* [SET TASK]: Copy out all lines where "styles" appears.

[start DATA BLOCK]

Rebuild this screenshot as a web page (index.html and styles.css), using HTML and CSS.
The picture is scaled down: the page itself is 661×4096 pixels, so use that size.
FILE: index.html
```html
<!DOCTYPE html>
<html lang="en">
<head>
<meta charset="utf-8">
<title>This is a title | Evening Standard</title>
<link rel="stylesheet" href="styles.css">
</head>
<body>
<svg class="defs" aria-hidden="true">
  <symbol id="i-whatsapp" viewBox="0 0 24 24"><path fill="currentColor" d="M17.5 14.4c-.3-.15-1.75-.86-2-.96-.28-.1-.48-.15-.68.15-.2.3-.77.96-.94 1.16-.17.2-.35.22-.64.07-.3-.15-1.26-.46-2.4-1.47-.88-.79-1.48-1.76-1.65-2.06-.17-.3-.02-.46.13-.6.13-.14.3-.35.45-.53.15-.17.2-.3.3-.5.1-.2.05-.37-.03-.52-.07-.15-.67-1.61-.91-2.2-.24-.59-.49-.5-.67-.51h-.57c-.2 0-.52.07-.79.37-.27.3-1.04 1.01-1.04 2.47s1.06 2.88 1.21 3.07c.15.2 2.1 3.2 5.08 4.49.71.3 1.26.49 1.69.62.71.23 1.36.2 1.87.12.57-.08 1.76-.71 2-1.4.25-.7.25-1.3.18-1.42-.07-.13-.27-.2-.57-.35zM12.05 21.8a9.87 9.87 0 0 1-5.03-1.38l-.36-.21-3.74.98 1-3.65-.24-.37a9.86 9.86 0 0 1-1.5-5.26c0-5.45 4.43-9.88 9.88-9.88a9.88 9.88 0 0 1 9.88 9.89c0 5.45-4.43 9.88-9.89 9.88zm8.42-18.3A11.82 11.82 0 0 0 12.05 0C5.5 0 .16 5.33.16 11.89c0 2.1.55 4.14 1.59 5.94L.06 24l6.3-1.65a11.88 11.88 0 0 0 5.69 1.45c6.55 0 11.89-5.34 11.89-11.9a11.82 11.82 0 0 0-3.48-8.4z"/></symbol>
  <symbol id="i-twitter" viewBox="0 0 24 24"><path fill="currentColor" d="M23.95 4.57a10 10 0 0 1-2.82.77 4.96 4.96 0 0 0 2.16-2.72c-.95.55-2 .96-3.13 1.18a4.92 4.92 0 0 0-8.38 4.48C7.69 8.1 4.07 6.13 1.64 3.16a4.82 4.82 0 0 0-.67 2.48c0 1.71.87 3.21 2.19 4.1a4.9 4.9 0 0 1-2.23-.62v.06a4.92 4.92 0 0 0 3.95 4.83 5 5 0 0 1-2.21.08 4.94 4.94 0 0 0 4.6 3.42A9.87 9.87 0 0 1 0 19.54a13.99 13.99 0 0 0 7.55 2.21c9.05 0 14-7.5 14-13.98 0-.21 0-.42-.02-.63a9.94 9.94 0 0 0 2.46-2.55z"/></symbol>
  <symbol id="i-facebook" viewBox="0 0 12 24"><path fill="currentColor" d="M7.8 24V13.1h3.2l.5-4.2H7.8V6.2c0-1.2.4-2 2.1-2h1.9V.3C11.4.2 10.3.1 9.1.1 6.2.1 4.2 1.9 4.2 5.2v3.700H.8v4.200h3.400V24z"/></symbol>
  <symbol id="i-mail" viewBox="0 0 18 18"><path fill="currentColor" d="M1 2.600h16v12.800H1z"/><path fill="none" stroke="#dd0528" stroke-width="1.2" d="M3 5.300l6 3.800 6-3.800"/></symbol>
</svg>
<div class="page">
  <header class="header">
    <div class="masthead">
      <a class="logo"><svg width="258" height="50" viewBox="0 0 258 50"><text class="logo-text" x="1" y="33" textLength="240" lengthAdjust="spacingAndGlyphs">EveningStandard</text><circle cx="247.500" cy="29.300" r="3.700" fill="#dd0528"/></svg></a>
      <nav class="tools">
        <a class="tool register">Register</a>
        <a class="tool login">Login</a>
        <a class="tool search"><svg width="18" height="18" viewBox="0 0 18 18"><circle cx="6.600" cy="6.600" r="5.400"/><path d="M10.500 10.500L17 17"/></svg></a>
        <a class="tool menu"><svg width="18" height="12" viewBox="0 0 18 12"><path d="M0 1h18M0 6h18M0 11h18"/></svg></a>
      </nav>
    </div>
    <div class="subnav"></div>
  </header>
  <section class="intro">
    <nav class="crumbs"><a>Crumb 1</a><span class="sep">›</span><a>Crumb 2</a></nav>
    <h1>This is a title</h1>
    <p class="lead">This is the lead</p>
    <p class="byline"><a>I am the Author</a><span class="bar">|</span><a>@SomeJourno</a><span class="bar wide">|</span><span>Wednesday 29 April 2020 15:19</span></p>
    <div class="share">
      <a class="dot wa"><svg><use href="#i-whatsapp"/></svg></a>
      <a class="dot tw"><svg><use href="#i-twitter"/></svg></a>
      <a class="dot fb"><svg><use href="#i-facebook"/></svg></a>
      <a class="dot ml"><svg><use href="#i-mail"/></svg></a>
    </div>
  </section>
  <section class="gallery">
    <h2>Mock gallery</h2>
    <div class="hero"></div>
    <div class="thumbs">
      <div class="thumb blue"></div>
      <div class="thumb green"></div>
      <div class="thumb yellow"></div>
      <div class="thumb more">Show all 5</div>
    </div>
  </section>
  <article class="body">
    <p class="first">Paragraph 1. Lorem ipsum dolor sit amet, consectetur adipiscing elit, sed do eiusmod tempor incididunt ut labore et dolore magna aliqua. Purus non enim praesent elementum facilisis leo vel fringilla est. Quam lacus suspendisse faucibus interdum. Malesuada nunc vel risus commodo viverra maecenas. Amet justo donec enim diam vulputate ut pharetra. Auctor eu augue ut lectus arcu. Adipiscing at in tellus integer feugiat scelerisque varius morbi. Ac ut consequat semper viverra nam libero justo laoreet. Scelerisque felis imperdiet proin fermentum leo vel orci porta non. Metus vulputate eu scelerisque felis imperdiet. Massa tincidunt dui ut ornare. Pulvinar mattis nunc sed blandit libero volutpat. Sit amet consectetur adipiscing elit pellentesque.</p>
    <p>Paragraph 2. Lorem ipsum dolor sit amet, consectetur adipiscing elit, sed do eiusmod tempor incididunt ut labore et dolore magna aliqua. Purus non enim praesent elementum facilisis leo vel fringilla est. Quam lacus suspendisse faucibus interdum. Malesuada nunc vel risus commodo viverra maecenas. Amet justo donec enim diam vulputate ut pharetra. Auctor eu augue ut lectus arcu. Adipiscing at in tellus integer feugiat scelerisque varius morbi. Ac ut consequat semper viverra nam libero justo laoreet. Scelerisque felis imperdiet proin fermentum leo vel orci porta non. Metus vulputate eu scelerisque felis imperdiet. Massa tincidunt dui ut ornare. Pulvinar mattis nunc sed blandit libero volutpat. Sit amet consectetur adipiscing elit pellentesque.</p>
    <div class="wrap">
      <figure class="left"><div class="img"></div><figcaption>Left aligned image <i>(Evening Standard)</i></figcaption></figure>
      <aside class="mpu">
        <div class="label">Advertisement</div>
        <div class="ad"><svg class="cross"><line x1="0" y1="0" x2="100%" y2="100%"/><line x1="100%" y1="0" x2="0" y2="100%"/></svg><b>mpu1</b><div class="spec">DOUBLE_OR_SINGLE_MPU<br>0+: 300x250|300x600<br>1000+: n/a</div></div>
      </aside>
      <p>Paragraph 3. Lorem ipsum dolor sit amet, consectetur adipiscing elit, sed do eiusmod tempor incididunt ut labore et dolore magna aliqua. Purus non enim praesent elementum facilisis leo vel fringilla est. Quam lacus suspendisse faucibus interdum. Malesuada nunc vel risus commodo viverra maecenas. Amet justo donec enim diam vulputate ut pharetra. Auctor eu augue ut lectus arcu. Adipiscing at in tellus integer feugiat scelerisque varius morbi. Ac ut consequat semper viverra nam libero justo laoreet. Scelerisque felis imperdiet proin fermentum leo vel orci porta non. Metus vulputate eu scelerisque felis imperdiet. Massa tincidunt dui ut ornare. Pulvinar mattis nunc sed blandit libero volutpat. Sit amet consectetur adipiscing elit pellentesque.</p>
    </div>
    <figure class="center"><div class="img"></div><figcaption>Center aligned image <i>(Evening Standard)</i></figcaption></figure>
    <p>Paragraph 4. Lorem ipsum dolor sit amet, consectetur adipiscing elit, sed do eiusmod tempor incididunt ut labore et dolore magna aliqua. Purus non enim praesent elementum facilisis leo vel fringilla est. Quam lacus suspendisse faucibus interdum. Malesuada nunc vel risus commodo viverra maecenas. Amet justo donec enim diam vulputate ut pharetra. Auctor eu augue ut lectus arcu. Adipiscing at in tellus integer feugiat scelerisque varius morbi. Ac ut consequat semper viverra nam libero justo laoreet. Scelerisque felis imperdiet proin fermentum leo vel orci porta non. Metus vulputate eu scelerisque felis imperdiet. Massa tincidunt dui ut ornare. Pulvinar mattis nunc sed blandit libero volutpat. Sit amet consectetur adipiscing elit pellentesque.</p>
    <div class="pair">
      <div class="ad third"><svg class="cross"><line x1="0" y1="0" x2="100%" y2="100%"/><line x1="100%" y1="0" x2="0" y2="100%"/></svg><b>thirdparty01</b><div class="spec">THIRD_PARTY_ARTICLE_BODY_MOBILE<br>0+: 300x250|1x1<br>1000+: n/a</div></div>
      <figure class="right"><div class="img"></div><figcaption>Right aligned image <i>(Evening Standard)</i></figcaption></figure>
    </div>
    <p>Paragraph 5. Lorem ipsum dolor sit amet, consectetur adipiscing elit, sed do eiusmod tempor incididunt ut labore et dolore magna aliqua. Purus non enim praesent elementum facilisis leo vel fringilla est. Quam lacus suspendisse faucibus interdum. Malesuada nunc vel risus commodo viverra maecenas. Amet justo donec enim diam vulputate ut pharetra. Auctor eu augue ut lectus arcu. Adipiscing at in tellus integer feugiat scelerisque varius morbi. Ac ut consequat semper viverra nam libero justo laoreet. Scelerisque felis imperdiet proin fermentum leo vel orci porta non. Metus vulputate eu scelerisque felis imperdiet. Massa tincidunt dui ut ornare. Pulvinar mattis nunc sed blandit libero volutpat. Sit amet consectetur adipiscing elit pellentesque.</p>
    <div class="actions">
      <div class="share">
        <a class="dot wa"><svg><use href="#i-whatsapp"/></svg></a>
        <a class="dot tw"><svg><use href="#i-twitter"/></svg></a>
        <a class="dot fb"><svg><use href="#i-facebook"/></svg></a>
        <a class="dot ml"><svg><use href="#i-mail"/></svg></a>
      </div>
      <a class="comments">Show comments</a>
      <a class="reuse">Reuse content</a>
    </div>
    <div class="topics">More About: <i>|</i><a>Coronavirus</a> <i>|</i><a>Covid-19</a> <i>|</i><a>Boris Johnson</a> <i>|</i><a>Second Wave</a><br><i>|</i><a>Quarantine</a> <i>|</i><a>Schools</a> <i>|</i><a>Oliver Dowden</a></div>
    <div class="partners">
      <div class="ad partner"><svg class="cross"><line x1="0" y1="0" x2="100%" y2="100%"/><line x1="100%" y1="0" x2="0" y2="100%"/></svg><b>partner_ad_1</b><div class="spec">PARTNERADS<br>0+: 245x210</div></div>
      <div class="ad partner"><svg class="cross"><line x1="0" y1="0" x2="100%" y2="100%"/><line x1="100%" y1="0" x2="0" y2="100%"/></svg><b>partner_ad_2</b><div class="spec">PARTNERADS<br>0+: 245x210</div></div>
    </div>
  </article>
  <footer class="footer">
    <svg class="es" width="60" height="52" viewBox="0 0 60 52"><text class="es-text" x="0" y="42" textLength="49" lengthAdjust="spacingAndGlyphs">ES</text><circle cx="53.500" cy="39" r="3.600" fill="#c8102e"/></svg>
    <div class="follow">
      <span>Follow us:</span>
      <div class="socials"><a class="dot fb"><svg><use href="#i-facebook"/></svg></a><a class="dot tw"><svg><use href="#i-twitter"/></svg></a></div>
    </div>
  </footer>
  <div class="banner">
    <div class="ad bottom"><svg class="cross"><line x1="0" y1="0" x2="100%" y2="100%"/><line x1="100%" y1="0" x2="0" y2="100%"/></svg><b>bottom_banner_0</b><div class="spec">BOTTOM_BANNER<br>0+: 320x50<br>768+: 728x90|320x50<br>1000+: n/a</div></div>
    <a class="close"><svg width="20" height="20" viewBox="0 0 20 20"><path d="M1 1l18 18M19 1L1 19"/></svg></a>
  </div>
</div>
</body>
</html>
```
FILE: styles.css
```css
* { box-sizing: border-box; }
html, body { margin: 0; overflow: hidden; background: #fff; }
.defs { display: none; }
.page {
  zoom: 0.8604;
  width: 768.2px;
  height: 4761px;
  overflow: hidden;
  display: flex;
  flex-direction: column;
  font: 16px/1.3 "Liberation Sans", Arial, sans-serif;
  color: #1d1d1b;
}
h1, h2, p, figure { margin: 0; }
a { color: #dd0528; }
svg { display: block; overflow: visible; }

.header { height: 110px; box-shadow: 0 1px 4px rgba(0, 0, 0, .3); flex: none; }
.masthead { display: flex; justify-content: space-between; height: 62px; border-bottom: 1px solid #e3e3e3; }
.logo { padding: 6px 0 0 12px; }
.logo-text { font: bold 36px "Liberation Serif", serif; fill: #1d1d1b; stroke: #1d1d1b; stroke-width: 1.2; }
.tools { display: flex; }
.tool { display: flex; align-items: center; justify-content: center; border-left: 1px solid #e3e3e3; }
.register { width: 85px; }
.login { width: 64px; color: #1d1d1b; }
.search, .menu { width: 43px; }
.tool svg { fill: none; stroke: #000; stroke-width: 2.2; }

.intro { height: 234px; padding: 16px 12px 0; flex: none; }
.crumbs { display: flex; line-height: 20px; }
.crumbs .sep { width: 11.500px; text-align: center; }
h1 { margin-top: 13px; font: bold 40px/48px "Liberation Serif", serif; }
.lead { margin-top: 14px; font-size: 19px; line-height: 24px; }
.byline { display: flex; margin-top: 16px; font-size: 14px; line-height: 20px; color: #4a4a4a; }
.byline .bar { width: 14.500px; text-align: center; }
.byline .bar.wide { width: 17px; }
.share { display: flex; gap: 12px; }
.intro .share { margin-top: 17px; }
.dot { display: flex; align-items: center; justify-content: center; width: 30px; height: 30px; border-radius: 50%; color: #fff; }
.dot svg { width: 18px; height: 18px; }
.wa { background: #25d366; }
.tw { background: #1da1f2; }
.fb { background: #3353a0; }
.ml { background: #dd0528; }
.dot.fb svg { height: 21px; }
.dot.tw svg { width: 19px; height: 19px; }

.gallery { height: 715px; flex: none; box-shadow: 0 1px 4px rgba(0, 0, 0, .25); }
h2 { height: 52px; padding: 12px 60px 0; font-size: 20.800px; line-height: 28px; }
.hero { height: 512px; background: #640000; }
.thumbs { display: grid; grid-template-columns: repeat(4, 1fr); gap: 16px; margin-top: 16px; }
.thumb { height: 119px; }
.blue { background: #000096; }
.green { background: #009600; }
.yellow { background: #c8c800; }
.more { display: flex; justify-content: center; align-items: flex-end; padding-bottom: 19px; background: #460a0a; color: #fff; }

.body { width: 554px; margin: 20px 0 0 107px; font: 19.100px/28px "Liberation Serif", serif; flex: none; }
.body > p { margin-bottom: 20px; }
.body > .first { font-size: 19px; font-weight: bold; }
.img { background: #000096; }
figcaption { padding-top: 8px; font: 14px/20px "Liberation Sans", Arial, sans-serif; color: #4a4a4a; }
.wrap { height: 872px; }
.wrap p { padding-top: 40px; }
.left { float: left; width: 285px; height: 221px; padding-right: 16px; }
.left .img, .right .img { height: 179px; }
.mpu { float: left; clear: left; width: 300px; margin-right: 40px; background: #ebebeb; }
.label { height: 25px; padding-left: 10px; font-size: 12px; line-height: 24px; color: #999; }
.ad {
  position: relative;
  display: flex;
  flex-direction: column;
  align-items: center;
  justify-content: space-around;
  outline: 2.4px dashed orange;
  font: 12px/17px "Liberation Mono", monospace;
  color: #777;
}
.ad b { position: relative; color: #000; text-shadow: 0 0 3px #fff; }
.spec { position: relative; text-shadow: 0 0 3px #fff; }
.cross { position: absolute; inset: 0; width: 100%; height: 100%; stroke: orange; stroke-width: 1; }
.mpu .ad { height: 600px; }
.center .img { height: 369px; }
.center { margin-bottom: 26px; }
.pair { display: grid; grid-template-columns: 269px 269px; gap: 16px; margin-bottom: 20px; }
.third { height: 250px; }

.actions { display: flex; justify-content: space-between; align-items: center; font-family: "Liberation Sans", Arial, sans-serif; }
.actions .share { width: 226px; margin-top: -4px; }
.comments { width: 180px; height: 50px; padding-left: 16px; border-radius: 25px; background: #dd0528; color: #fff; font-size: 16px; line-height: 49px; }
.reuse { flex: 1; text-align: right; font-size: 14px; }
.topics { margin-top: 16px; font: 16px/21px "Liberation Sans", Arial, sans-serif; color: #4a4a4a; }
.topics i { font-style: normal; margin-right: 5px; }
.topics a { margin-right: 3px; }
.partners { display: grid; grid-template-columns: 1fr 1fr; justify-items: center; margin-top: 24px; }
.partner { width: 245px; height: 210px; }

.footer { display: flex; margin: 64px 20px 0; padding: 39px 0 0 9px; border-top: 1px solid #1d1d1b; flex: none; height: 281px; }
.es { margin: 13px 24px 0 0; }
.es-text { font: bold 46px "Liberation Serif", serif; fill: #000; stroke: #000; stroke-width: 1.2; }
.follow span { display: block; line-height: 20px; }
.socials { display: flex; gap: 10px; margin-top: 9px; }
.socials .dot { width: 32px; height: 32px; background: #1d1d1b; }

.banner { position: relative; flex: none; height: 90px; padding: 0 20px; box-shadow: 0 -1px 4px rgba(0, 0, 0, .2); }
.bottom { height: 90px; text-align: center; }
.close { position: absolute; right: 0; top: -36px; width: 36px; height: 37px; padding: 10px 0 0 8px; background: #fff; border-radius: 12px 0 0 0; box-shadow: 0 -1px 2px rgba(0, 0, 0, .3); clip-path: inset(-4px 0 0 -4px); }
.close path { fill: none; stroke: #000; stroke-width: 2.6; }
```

[end DATA BLOCK]

* [OUTPUT FOR THIS EXERCISE]:
Rebuild this screenshot as a web page (index.html and styles.css), using HTML and CSS.
<link rel="stylesheet" href="styles.css">
FILE: styles.css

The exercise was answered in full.